Data segment:
....................
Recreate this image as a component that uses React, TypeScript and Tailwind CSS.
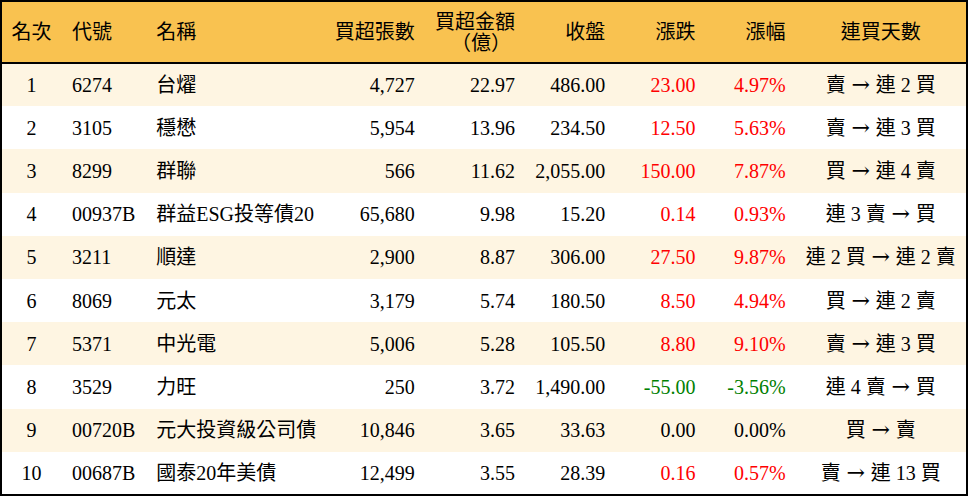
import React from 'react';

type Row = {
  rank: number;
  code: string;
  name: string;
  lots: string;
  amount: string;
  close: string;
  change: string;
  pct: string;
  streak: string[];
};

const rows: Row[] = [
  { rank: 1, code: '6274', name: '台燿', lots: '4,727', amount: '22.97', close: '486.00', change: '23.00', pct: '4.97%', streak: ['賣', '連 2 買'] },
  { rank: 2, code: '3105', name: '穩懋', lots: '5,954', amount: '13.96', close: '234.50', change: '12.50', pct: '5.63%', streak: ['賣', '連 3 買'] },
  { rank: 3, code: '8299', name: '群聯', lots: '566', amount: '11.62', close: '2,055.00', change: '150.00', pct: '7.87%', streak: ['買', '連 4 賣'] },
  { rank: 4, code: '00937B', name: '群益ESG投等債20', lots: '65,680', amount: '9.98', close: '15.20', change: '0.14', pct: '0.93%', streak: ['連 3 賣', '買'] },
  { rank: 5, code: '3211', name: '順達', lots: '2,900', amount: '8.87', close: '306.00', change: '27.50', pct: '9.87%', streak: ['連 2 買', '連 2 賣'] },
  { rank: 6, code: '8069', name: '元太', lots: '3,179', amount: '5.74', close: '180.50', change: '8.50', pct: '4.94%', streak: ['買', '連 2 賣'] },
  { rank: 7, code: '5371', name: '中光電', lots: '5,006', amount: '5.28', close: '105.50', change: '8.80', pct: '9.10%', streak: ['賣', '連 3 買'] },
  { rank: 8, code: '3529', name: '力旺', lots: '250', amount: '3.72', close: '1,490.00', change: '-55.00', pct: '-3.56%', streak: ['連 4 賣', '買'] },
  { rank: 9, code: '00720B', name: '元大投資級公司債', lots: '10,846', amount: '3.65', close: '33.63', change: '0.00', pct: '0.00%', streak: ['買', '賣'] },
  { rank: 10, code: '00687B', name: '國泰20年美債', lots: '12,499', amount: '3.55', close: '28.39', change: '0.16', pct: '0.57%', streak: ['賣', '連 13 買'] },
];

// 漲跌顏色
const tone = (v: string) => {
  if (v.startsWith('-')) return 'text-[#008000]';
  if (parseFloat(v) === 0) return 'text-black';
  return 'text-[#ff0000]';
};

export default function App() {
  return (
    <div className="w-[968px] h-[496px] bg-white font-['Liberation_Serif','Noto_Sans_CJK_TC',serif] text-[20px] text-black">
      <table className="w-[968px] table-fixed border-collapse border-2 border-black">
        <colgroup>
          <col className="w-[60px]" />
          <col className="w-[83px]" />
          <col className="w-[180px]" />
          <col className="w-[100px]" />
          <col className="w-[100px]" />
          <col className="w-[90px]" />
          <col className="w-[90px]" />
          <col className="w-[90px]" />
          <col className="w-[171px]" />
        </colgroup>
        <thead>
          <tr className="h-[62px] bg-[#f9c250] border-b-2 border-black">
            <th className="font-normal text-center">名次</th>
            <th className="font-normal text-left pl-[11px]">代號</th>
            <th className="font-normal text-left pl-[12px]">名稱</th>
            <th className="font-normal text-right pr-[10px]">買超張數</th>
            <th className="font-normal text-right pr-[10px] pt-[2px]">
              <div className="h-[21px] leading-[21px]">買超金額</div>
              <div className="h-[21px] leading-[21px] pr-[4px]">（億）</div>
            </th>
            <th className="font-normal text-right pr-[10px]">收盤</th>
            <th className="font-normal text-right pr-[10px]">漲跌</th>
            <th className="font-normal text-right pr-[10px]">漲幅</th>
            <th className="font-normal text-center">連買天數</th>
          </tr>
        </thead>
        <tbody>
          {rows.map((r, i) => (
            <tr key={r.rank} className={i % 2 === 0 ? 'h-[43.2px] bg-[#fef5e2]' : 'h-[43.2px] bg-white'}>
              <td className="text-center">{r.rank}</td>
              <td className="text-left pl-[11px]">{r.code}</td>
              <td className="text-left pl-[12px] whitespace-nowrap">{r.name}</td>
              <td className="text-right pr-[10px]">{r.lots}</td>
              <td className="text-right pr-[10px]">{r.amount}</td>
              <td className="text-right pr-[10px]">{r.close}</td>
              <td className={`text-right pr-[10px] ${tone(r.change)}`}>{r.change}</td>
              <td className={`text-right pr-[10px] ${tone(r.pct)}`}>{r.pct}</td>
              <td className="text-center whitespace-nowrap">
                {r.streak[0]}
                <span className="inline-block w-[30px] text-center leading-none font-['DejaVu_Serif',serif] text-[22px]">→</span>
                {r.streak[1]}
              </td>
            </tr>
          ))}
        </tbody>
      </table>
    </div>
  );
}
....................
What the exercise asks:
Write the lines above out again exactly, without any of their pictures.

Reply to the task:
Recreate this image as a component that uses React, TypeScript and Tailwind CSS.
import React from 'react';

type Row = {
  rank: number;
  code: string;
  name: string;
  lots: string;
  amount: string;
  close: string;
  change: string;
  pct: string;
  streak: string[];
};

const rows: Row[] = [
  { rank: 1, code: '6274', name: '台燿', lots: '4,727', amount: '22.97', close: '486.00', change: '23.00', pct: '4.97%', streak: ['賣', '連 2 買'] },
  { rank: 2, code: '3105', name: '穩懋', lots: '5,954', amount: '13.96', close: '234.50', change: '12.50', pct: '5.63%', streak: ['賣', '連 3 買'] },
  { rank: 3, code: '8299', name: '群聯', lots: '566', amount: '11.62', close: '2,055.00', change: '150.00', pct: '7.87%', streak: ['買', '連 4 賣'] },
  { rank: 4, code: '00937B', name: '群益ESG投等債20', lots: '65,680', amount: '9.98', close: '15.20', change: '0.14', pct: '0.93%', streak: ['連 3 賣', '買'] },
  { rank: 5, code: '3211', name: '順達', lots: '2,900', amount: '8.87', close: '306.00', change: '27.50', pct: '9.87%', streak: ['連 2 買', '連 2 賣'] },
  { rank: 6, code: '8069', name: '元太', lots: '3,179', amount: '5.74', close: '180.50', change: '8.50', pct: '4.94%', streak: ['買', '連 2 賣'] },
  { rank: 7, code: '5371', name: '中光電', lots: '5,006', amount: '5.28', close: '105.50', change: '8.80', pct: '9.10%', streak: ['賣', '連 3 買'] },
  { rank: 8, code: '3529', name: '力旺', lots: '250', amount: '3.72', close: '1,490.00', change: '-55.00', pct: '-3.56%', streak: ['連 4 賣', '買'] },
  { rank: 9, code: '00720B', name: '元大投資級公司債', lots: '10,846', amount: '3.65', close: '33.63', change: '0.00', pct: '0.00%', streak: ['買', '賣'] },
  { rank: 10, code: '00687B', name: '國泰20年美債', lots: '12,499', amount: '3.55', close: '28.39', change: '0.16', pct: '0.57%', streak: ['賣', '連 13 買'] },
];

// 漲跌顏色
const tone = (v: string) => {
  if (v.startsWith('-')) return 'text-[#008000]';
  if (parseFloat(v) === 0) return 'text-black';
  return 'text-[#ff0000]';
};

export default function App() {
  return (
    <div className="w-[968px] h-[496px] bg-white font-['Liberation_Serif','Noto_Sans_CJK_TC',serif] text-[20px] text-black">
      <table className="w-[968px] table-fixed border-collapse border-2 border-black">
        <colgroup>
          <col className="w-[60px]" />
          <col className="w-[83px]" />
          <col className="w-[180px]" />
          <col className="w-[100px]" />
          <col className="w-[100px]" />
          <col className="w-[90px]" />
          <col className="w-[90px]" />
          <col className="w-[90px]" />
          <col className="w-[171px]" />
        </colgroup>
        <thead>
          <tr className="h-[62px] bg-[#f9c250] border-b-2 border-black">
            <th className="font-normal text-center">名次</th>
            <th className="font-normal text-left pl-[11px]">代號</th>
            <th className="font-normal text-left pl-[12px]">名稱</th>
            <th className="font-normal text-right pr-[10px]">買超張數</th>
            <th className="font-normal text-right pr-[10px] pt-[2px]">
              <div className="h-[21px] leading-[21px]">買超金額</div>
              <div className="h-[21px] leading-[21px] pr-[4px]">（億）</div>
            </th>
            <th className="font-normal text-right pr-[10px]">收盤</th>
            <th className="font-normal text-right pr-[10px]">漲跌</th>
            <th className="font-normal text-right pr-[10px]">漲幅</th>
            <th className="font-normal text-center">連買天數</th>
          </tr>
        </thead>
        <tbody>
          {rows.map((r, i) => (
            <tr key={r.rank} className={i % 2 === 0 ? 'h-[43.2px] bg-[#fef5e2]' : 'h-[43.2px] bg-white'}>
              <td className="text-center">{r.rank}</td>
              <td className="text-left pl-[11px]">{r.code}</td>
              <td className="text-left pl-[12px] whitespace-nowrap">{r.name}</td>
              <td className="text-right pr-[10px]">{r.lots}</td>
              <td className="text-right pr-[10px]">{r.amount}</td>
              <td className="text-right pr-[10px]">{r.close}</td>
              <td className={`text-right pr-[10px] ${tone(r.change)}`}>{r.change}</td>
              <td className={`text-right pr-[10px] ${tone(r.pct)}`}>{r.pct}</td>
              <td className="text-center whitespace-nowrap">
                {r.streak[0]}
                <span className="inline-block w-[30px] text-center leading-none font-['DejaVu_Serif',serif] text-[22px]">→</span>
                {r.streak[1]}
              </td>
            </tr>
          ))}
        </tbody>
      </table>
    </div>
  );
}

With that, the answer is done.